My fascination with technology began as a child with a Commodore 64 and GEOS, gifted by my supportive parents. This early exposure to tech didn’t overshadow my growing interest in writing, partly fueled by my voracious reading habits. Discovering my old attempts at journalism and editing, tucked away in basement boxes, brought back vivid memories of those formative years.
Just a boy with a Commodore 64 and GEOS
My first venture into writing was a self-made newspaper, created on that Commodore 64. Although short-lived, this initiative was a significant step, supported by my parents and teacher, Ms. Rhinehart. I remember my parents’ manual efforts in spellchecking (MANUAL SPELLCHECK!), centring images, and preparing the newspaper for printing – a testament to their support and my budding passion for writing.

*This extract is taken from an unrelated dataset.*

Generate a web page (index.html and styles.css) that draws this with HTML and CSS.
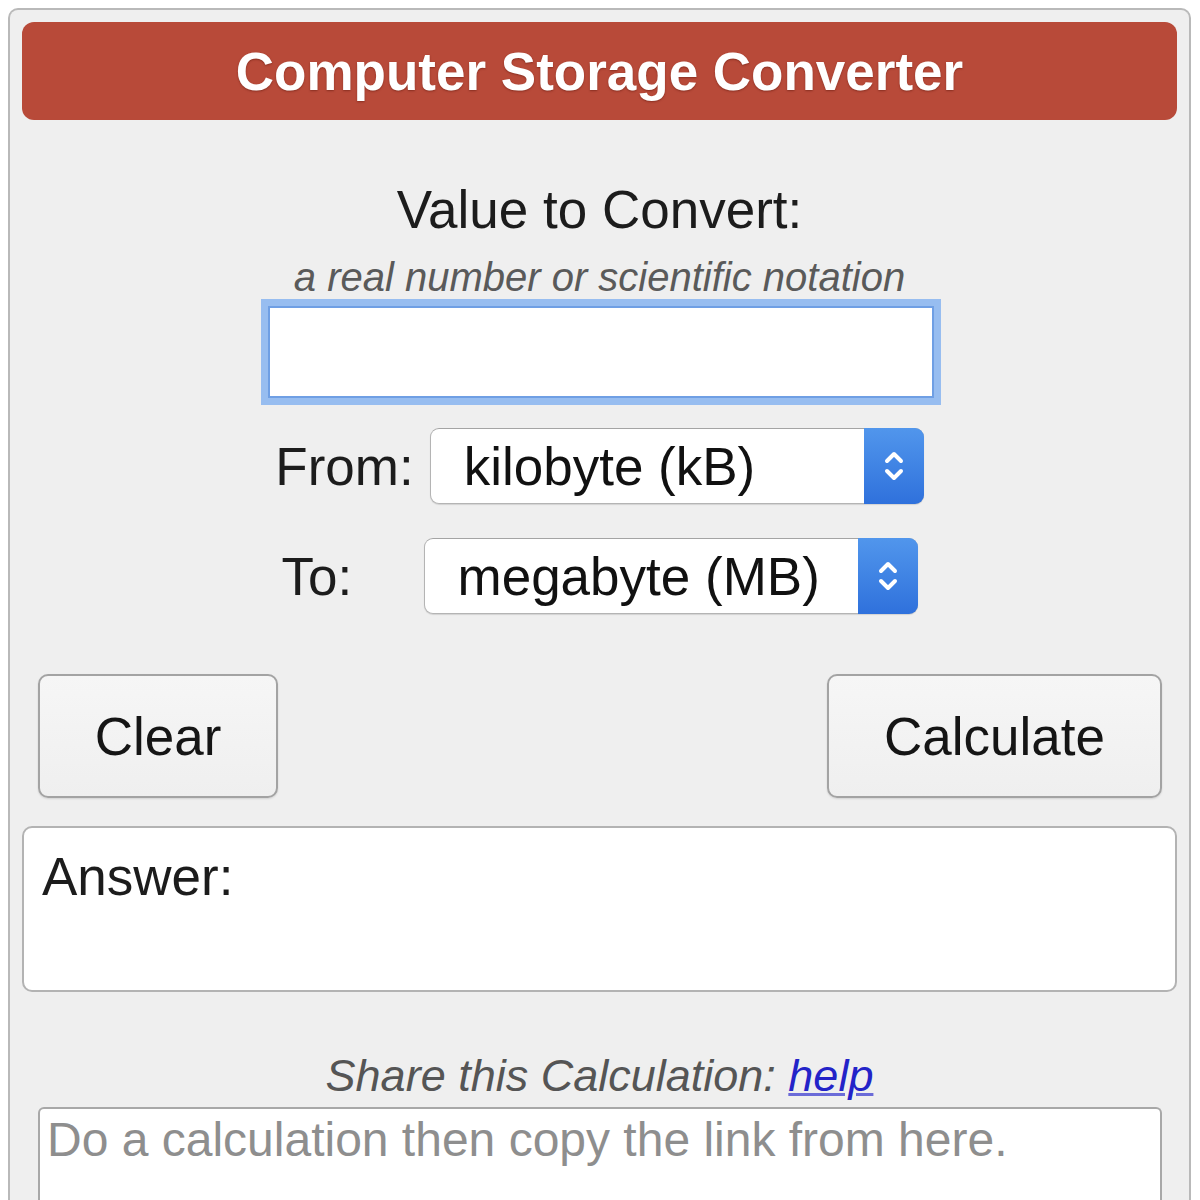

The concept of sharing thoughts, akin to the early 90s web rings, captivated me, even before the era of blogs. This interest in disseminating information and ideas was a precursor to my later endeavours in writing.
Teen Board at the Sun Herald
A significant moment in my writing journey was my involvement with the Teen Board at the Sun Herald during my last year of high school in the U.S., after returning from Germany. This experience rekindled my love for writing and journalism, offering a sense of homecoming and reconnection with my early dreams on the Gulf Coast.
However, life had other plans. Struggling through high school with barely passing grades and facing uncertainties about my future, I enlisted in the Air Force, setting aside my aspirations in writing. Despite this, I continued to blog and write, accumulating numerous books and writings, a testament to my undying passion for the written word.
Reflecting on these experiences, I often ponder the “what-ifs” – what if I had pursued a career in writing instead of joining the military? What if certain life events, like Hurricane Katrina, hadn’t happened? These questions linger, underscoring the intricate web of choices and chances that shape our lives.
Yet, the enduring question remains: What if I had just been a writer?